Task requirements: Output the data word for word, dropping every image.

Given data:

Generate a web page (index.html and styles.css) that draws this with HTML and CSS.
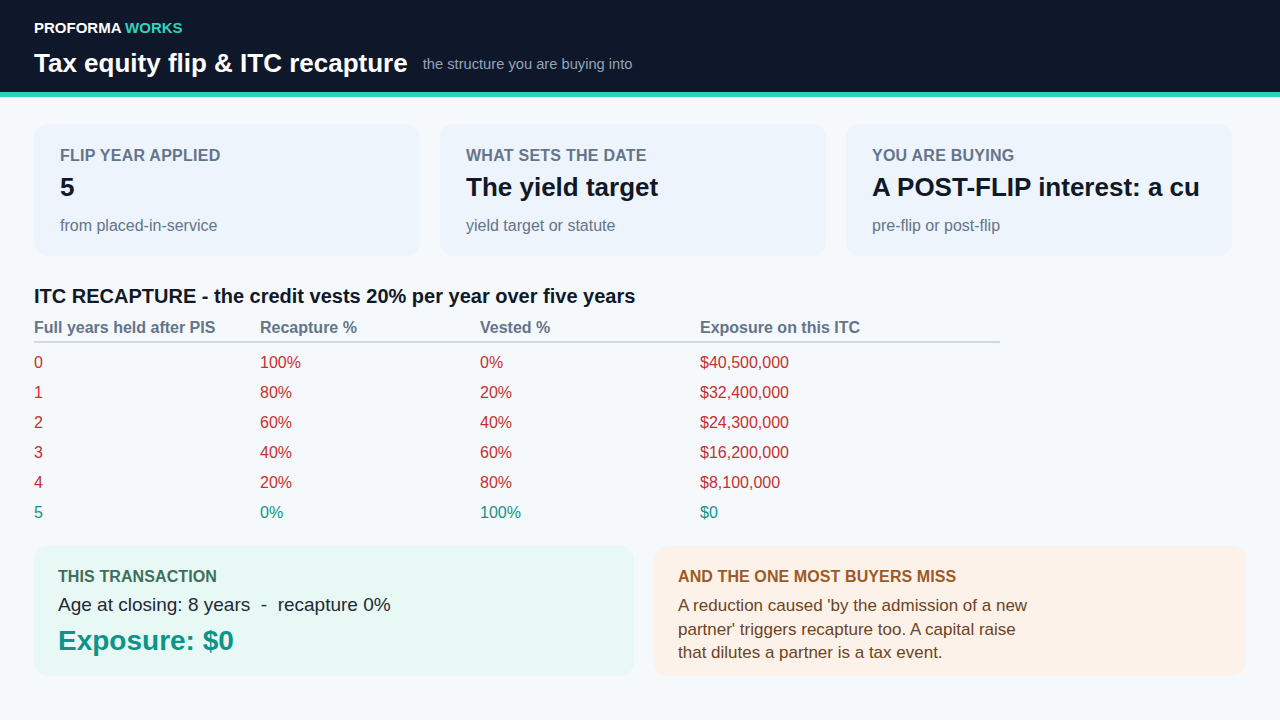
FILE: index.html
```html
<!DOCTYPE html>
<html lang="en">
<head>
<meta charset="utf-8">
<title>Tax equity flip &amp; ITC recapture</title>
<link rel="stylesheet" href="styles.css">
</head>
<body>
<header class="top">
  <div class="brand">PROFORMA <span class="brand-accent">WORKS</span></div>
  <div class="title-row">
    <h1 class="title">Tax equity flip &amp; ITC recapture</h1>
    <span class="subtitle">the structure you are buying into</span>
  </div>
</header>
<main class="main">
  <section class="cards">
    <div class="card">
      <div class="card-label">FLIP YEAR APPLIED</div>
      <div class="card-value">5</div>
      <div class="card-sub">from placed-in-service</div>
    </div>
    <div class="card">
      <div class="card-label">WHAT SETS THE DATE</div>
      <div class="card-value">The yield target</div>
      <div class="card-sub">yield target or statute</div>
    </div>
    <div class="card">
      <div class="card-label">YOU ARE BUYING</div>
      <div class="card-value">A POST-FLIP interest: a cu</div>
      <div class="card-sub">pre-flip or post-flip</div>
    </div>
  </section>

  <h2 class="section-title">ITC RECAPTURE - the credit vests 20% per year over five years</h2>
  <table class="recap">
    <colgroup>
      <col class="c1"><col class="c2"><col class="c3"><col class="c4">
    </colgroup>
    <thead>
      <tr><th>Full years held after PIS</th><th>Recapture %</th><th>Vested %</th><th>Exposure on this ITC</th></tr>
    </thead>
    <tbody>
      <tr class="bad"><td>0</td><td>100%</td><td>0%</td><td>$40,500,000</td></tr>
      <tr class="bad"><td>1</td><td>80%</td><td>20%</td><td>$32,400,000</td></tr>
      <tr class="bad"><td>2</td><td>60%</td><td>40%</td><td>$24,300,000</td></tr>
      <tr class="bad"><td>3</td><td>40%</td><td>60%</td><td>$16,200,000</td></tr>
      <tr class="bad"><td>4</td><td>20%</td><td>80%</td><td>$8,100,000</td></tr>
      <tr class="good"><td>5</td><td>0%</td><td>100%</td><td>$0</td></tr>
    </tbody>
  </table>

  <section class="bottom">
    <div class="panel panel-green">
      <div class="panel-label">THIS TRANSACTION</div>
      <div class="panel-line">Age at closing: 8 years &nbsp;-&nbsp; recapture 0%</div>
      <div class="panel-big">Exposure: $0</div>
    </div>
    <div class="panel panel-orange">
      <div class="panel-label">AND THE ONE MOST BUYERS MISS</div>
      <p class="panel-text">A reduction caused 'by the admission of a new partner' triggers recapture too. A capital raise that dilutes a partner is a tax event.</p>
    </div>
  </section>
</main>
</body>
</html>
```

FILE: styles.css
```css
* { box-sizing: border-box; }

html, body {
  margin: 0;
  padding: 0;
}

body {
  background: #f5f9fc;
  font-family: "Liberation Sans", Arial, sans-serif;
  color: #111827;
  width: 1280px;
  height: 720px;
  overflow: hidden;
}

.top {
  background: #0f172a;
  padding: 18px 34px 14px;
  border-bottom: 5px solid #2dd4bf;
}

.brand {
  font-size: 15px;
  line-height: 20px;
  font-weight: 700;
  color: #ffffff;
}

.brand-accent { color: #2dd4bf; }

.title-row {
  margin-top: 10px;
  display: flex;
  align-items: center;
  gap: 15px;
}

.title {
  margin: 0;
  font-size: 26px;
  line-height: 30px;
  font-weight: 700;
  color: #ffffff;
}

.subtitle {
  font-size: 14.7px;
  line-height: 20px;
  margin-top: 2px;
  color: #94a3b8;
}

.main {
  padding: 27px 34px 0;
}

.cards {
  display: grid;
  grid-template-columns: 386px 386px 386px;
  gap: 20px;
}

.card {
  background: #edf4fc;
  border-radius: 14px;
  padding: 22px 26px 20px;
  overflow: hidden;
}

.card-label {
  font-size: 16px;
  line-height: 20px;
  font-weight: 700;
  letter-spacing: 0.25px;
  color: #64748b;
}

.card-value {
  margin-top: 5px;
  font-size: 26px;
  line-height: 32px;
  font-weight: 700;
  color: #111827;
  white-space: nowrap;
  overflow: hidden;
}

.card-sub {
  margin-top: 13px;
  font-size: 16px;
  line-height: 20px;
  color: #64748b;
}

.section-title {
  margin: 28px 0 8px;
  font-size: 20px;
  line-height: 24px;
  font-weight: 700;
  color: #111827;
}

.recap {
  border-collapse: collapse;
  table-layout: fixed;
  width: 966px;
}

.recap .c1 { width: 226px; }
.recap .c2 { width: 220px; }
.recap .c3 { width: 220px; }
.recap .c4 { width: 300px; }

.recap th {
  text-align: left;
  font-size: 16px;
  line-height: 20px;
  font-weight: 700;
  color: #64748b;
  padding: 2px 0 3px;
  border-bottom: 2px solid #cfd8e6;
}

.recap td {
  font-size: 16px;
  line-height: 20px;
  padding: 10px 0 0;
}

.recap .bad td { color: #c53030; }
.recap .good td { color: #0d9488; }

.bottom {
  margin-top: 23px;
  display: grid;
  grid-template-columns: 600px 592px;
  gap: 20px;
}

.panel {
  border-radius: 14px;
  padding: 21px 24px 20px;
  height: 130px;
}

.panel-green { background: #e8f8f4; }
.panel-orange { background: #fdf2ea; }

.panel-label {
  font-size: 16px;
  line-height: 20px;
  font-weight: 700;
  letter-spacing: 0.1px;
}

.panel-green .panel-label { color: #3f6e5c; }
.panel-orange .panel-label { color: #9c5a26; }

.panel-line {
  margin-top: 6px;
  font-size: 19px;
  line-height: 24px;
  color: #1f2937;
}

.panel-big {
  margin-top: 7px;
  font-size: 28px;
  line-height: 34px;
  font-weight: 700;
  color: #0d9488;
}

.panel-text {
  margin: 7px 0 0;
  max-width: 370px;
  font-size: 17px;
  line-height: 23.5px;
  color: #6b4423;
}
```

Final result:
Generate a web page (index.html and styles.css) that draws this with HTML and CSS.
FILE: index.html
```html
<!DOCTYPE html>
<html lang="en">
<head>
<meta charset="utf-8">
<title>Tax equity flip &amp; ITC recapture</title>
<link rel="stylesheet" href="styles.css">
</head>
<body>
<header class="top">
  <div class="brand">PROFORMA <span class="brand-accent">WORKS</span></div>
  <div class="title-row">
    <h1 class="title">Tax equity flip &amp; ITC recapture</h1>
    <span class="subtitle">the structure you are buying into</span>
  </div>
</header>
<main class="main">
  <section class="cards">
    <div class="card">
      <div class="card-label">FLIP YEAR APPLIED</div>
      <div class="card-value">5</div>
      <div class="card-sub">from placed-in-service</div>
    </div>
    <div class="card">
      <div class="card-label">WHAT SETS THE DATE</div>
      <div class="card-value">The yield target</div>
      <div class="card-sub">yield target or statute</div>
    </div>
    <div class="card">
      <div class="card-label">YOU ARE BUYING</div>
      <div class="card-value">A POST-FLIP interest: a cu</div>
      <div class="card-sub">pre-flip or post-flip</div>
    </div>
  </section>

  <h2 class="section-title">ITC RECAPTURE - the credit vests 20% per year over five years</h2>
  <table class="recap">
    <colgroup>
      <col class="c1"><col class="c2"><col class="c3"><col class="c4">
    </colgroup>
    <thead>
      <tr><th>Full years held after PIS</th><th>Recapture %</th><th>Vested %</th><th>Exposure on this ITC</th></tr>
    </thead>
    <tbody>
      <tr class="bad"><td>0</td><td>100%</td><td>0%</td><td>$40,500,000</td></tr>
      <tr class="bad"><td>1</td><td>80%</td><td>20%</td><td>$32,400,000</td></tr>
      <tr class="bad"><td>2</td><td>60%</td><td>40%</td><td>$24,300,000</td></tr>
      <tr class="bad"><td>3</td><td>40%</td><td>60%</td><td>$16,200,000</td></tr>
      <tr class="bad"><td>4</td><td>20%</td><td>80%</td><td>$8,100,000</td></tr>
      <tr class="good"><td>5</td><td>0%</td><td>100%</td><td>$0</td></tr>
    </tbody>
  </table>

  <section class="bottom">
    <div class="panel panel-green">
      <div class="panel-label">THIS TRANSACTION</div>
      <div class="panel-line">Age at closing: 8 years &nbsp;-&nbsp; recapture 0%</div>
      <div class="panel-big">Exposure: $0</div>
    </div>
    <div class="panel panel-orange">
      <div class="panel-label">AND THE ONE MOST BUYERS MISS</div>
      <p class="panel-text">A reduction caused 'by the admission of a new partner' triggers recapture too. A capital raise that dilutes a partner is a tax event.</p>
    </div>
  </section>
</main>
</body>
</html>
```

FILE: styles.css
```css
* { box-sizing: border-box; }

html, body {
  margin: 0;
  padding: 0;
}

body {
  background: #f5f9fc;
  font-family: "Liberation Sans", Arial, sans-serif;
  color: #111827;
  width: 1280px;
  height: 720px;
  overflow: hidden;
}

.top {
  background: #0f172a;
  padding: 18px 34px 14px;
  border-bottom: 5px solid #2dd4bf;
}

.brand {
  font-size: 15px;
  line-height: 20px;
  font-weight: 700;
  color: #ffffff;
}

.brand-accent { color: #2dd4bf; }

.title-row {
  margin-top: 10px;
  display: flex;
  align-items: center;
  gap: 15px;
}

.title {
  margin: 0;
  font-size: 26px;
  line-height: 30px;
  font-weight: 700;
  color: #ffffff;
}

.subtitle {
  font-size: 14.7px;
  line-height: 20px;
  margin-top: 2px;
  color: #94a3b8;
}

.main {
  padding: 27px 34px 0;
}

.cards {
  display: grid;
  grid-template-columns: 386px 386px 386px;
  gap: 20px;
}

.card {
  background: #edf4fc;
  border-radius: 14px;
  padding: 22px 26px 20px;
  overflow: hidden;
}

.card-label {
  font-size: 16px;
  line-height: 20px;
  font-weight: 700;
  letter-spacing: 0.25px;
  color: #64748b;
}

.card-value {
  margin-top: 5px;
  font-size: 26px;
  line-height: 32px;
  font-weight: 700;
  color: #111827;
  white-space: nowrap;
  overflow: hidden;
}

.card-sub {
  margin-top: 13px;
  font-size: 16px;
  line-height: 20px;
  color: #64748b;
}

.section-title {
  margin: 28px 0 8px;
  font-size: 20px;
  line-height: 24px;
  font-weight: 700;
  color: #111827;
}

.recap {
  border-collapse: collapse;
  table-layout: fixed;
  width: 966px;
}

.recap .c1 { width: 226px; }
.recap .c2 { width: 220px; }
.recap .c3 { width: 220px; }
.recap .c4 { width: 300px; }

.recap th {
  text-align: left;
  font-size: 16px;
  line-height: 20px;
  font-weight: 700;
  color: #64748b;
  padding: 2px 0 3px;
  border-bottom: 2px solid #cfd8e6;
}

.recap td {
  font-size: 16px;
  line-height: 20px;
  padding: 10px 0 0;
}

.recap .bad td { color: #c53030; }
.recap .good td { color: #0d9488; }

.bottom {
  margin-top: 23px;
  display: grid;
  grid-template-columns: 600px 592px;
  gap: 20px;
}

.panel {
  border-radius: 14px;
  padding: 21px 24px 20px;
  height: 130px;
}

.panel-green { background: #e8f8f4; }
.panel-orange { background: #fdf2ea; }

.panel-label {
  font-size: 16px;
  line-height: 20px;
  font-weight: 700;
  letter-spacing: 0.1px;
}

.panel-green .panel-label { color: #3f6e5c; }
.panel-orange .panel-label { color: #9c5a26; }

.panel-line {
  margin-top: 6px;
  font-size: 19px;
  line-height: 24px;
  color: #1f2937;
}

.panel-big {
  margin-top: 7px;
  font-size: 28px;
  line-height: 34px;
  font-weight: 700;
  color: #0d9488;
}

.panel-text {
  margin: 7px 0 0;
  max-width: 370px;
  font-size: 17px;
  line-height: 23.5px;
  color: #6b4423;
}
```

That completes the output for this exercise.